Friday, April 24, 2015

With the dedication of many university and industry leaders, the Bert Cooper Laboratory is set to open in April one block north of McElroy on Tyler Road. It is a 33,000 square-foot building that will be used as a structural engineering and materials engineering testing laboratory. The lab has the capacity to test full-size bridges and multi-story buildings. The lab’s strong floor will be four-feet thick  and supported by a 20-ton crane named, “Big Russ.” Systems in place to test structures and materials in a real world environment will provide a consistent range of temperatures for testing. This includes a geothermal system that will showcase technology developed in the College of Engineering, Architecture and Technology at Oklahoma State University. The laboratory also features a testing bay dedicated to performing structural engineering and materials research for their responses to fires and other hazardous events.

At nearly $8 million, the building construction used environmentally sustainable methods from concrete foundations to the heating and cooling systems. Faculty and researchers at OSU developed all methods and the lab was one of the first major building projects in the state to use blended cement that contains limestone cement and flyash. Each method reduces the building’s carbon dioxide footprint by 40 percent while 96 percent of the structural steel supplied by W&W Steel is made from recycled materials.

“This project is extremely exciting to us,” said Dr. Gorman Gilbert, former Civil and Environmental Engineering school head, in 2003. “We are committed to having the finest structures engineering program in the nation and not only does this world-class lab help us attain that goal, but it is also the result of a rare partnership between the private sector, the public sector and the university.”

Dr.
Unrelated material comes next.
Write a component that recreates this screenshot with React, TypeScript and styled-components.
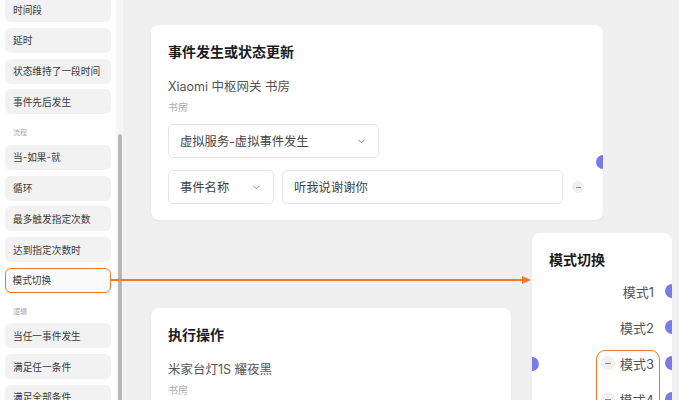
import React from 'react';
import styled, { createGlobalStyle } from 'styled-components';

const GlobalStyle = createGlobalStyle`
  html, body {
    margin: 0;
    padding: 0;
    background: #f0f0f0;
  }
  body {
    font-family: "Inter", "Noto Sans CJK SC", sans-serif;
  }
`;

const Page = styled.div`
  position: relative;
  display: flex;
  width: 679px;
  height: 400px;
  overflow: hidden;
`;

const Sidebar = styled.aside`
  display: flex;
  width: 123px;
  flex-shrink: 0;
  background: #ffffff;
`;

const List = styled.div`
  display: flex;
  flex-direction: column;
  gap: 5.75px;
  width: 116px;
  box-sizing: border-box;
  padding: 0 5px;
  margin-top: -3px;
`;

const Item = styled.div<{ $active?: boolean }>`
  display: flex;
  align-items: center;
  flex-shrink: 0;
  height: 25px;
  box-sizing: border-box;
  border-radius: 6px;
  font-size: 9.7px;
  color: #3a3a3a;
  background: ${(p) => (p.$active ? '#fafafa' : '#f2f2f2')};
  border: ${(p) => (p.$active ? '1.5px solid #e9792d' : 'none')};
  padding-left: ${(p) => (p.$active ? '6.5px' : '8px')};
`;

const SectionLabel = styled.div`
  flex-shrink: 0;
  height: 12px;
  margin-top: 7px;
  padding-left: 8px;
  font-size: 7px;
  line-height: 12px;
  color: #aaaaaa;
`;

const ScrollTrack = styled.div`
  width: 7px;
  padding-top: 134px;
  box-sizing: border-box;
  background: #f7f7f7;
  display: flex;
  justify-content: center;
`;

const ScrollThumb = styled.div`
  width: 4px;
  height: 100%;
  border-radius: 2px 2px 0 0;
  background: #b7b7b7;
`;

const Canvas = styled.main`
  position: relative;
  flex: 1;
  background: #f0f0f0;
`;

const Node = styled.section<{ $x: number; $y: number; $w: number }>`
  position: absolute;
  left: ${(p) => p.$x}px;
  top: ${(p) => p.$y}px;
  width: ${(p) => p.$w}px;
  box-sizing: border-box;
  padding: 17px 17px 16px;
  background: #ffffff;
  border-radius: 8px;
  box-shadow: 0 1px 3px rgba(0, 0, 0, 0.04);
  overflow: hidden;
`;

const NodeTitle = styled.h3`
  margin: 0;
  font-size: 14px;
  line-height: 20px;
  font-weight: 600;
  color: #1c1c1c;
`;

const DeviceName = styled.div`
  margin-top: 16px;
  font-size: 12.5px;
  line-height: 18px;
  color: #555555;
`;

const RoomName = styled.div`
  margin-top: 4px;
  font-size: 10px;
  line-height: 14px;
  color: #ababab;
`;

const FieldRow = styled.div<{ $top: number }>`
  display: flex;
  align-items: center;
  gap: 8px;
  margin-top: ${(p) => p.$top}px;
`;

const Field = styled.div<{ $w: number }>`
  display: flex;
  align-items: center;
  justify-content: space-between;
  width: ${(p) => p.$w}px;
  height: 34px;
  box-sizing: border-box;
  padding: 0 12px 0 11px;
  border: 1px solid #e6e6e6;
  border-radius: 5px;
  font-size: 12.3px;
  color: #444444;
  background: #ffffff;
`;

const Chevron = styled.svg`
  width: 9px;
  height: 9px;
  color: #8a8a8a;
`;

const MinusButton = styled.div<{ $size: number }>`
  display: flex;
  align-items: center;
  justify-content: center;
  width: ${(p) => p.$size}px;
  height: ${(p) => p.$size}px;
  border-radius: 50%;
  background: #f0f0f0;
  flex-shrink: 0;
  &::before {
    content: '';
    width: ${(p) => Math.round(p.$size * 0.45)}px;
    height: 1px;
    background: #8a8a8a;
  }
`;

const Port = styled.span<{ $side: 'left' | 'right'; $top: number }>`
  position: absolute;
  ${(p) => p.$side}: -7px;
  top: ${(p) => p.$top}px;
  width: 14px;
  height: 14px;
  border-radius: 50%;
  background: #7b7be6;
`;

const ModeList = styled.div`
  margin-top: 3px;
  display: flex;
  flex-direction: column;
`;

const ModeRow = styled.div`
  position: relative;
  display: flex;
  align-items: center;
  justify-content: flex-end;
  gap: 5px;
  height: 36px;
  font-size: 13px;
  color: #555555;
  margin-right: 1px;
`;

const ModePort = styled.span`
  position: absolute;
  right: -25px;
  top: 11px;
  width: 14px;
  height: 14px;
  border-radius: 50%;
  background: #7b7be6;
`;

const Highlight = styled.div`
  position: absolute;
  left: 64px;
  top: 117px;
  width: 64px;
  height: 120px;
  box-sizing: border-box;
  border: 1.5px solid #e9792d;
  border-radius: 9px;
  pointer-events: none;
`;

const Overlay = styled.svg`
  position: absolute;
  left: 0;
  top: 0;
  width: 679px;
  height: 400px;
  pointer-events: none;
`;

const ChevronIcon = () => (
  <Chevron viewBox="0 0 10 10" fill="none">
    <path d="M2 3.5L5 6.5L8 3.5" stroke="currentColor" strokeWidth="1.1" strokeLinecap="round" strokeLinejoin="round" />
  </Chevron>
);

const sections: { label?: string; items: string[] }[] = [
  { items: ['时间段', '延时', '状态维持了一段时间', '事件先后发生'] },
  { label: '流程', items: ['当-如果-就', '循环', '最多触发指定次数', '达到指定次数时', '模式切换'] },
  { label: '逻辑', items: ['当任一事件发生', '满足任一条件', '满足全部条件'] },
];

const modes = [
  { name: '模式1', removable: false },
  { name: '模式2', removable: false },
  { name: '模式3', removable: true },
  { name: '模式4', removable: true },
];

export default function App() {
  return (
    <>
      <GlobalStyle />
      <Page>
        <Sidebar>
          <List>
            {sections.map((s, i) => (
              <React.Fragment key={i}>
                {s.label && <SectionLabel>{s.label}</SectionLabel>}
                {s.items.map((it) => (
                  <Item key={it} $active={it === '模式切换'}>
                    {it}
                  </Item>
                ))}
              </React.Fragment>
            ))}
          </List>
          <ScrollTrack>
            <ScrollThumb />
          </ScrollTrack>
        </Sidebar>
        <Canvas>
          <Node $x={28} $y={25} $w={452}>
            <NodeTitle>事件发生或状态更新</NodeTitle>
            <DeviceName>Xiaomi 中枢网关 书房</DeviceName>
            <RoomName>书房</RoomName>
            <FieldRow $top={10}>
              <Field $w={211}>
                <span>虚拟服务-虚拟事件发生</span>
                <ChevronIcon />
              </Field>
            </FieldRow>
            <FieldRow $top={12}>
              <Field $w={106}>
                <span>事件名称</span>
                <ChevronIcon />
              </Field>
              <Field $w={281}>
                <span>听我说谢谢你</span>
              </Field>
              <MinusButton $size={12} style={{ marginLeft: 1 }} />
            </FieldRow>
            <Port $side="right" $top={130} />
          </Node>

          <Node $x={28} $y={308} $w={360}>
            <NodeTitle>执行操作</NodeTitle>
            <DeviceName>米家台灯1S 耀夜黑</DeviceName>
            <RoomName>书房</RoomName>
          </Node>

          <Node $x={409} $y={233} $w={140}>
            <NodeTitle>模式切换</NodeTitle>
            <ModeList>
              {modes.map((m) => (
                <ModeRow key={m.name}>
                  {m.removable && <MinusButton $size={14} />}
                  <span>{m.name}</span>
                  <ModePort />
                </ModeRow>
              ))}
            </ModeList>
            <Port $side="left" $top={124} />
            <Highlight />
          </Node>
        </Canvas>
        <Overlay viewBox="0 0 679 400">
          <line x1="110" y1="280" x2="524" y2="280" stroke="#ec7a2c" strokeWidth="1.8" />
          <path d="M522 276 L531 280 L522 284 Z" fill="#ec7a2c" />
        </Overlay>
      </Page>
    </>
  );
}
Gilbert teamed up with OSU Spears’ School of Business alumni and then CEO and board chairman of W&W Steel, Bert Cooper and his son, Rick Cooper, president of the company, to spearhead this endeavor. The laboratory’s namesake, Bert Cooper, died on Feb. 28, 2012, but the plans for the laboratory had been in the works for more than a decade. Mr. Cooper was a longtime supporter of OSU’s Department of Civil and Environmental Engineering. In 2006, Cooper created a $500,000 endowed professorship to benefit the civil engineering department.

The laboratory is all part of a larger strategy laid out by the College of Engineering, Architecture and Technology Dean Paul Tikalsky:

“The Cooper Lab will be home to developing the next generation of structural materials and sensor technology, and we hope to showcase the world-leading geothermal technology developed within our college. The geothermal technology that was developed right here at OSU is now used around the world. We hope that the Bert Cooper Laboratory will provide a working example for energy efficiency and environmental sustainability.”

“Our industry’s forward momentum is dependent upon research and development of new products, and we need a facility in the state where that can occur,” Bert Cooper said. And now Oklahoma State, with the help of many, provides such a facility.

The Bert Cooper Laboratory is a high-tech building with very special features that set Oklahoma State’s Civil and Environmental Engineering school apart from other schools in the nation. Dr. Gilbert and Bert Cooper had the foresight as well as the support of university and industry leaders to create such a unique offering to students and faculty that will lead OSU into the next generation of structural and materials engineering.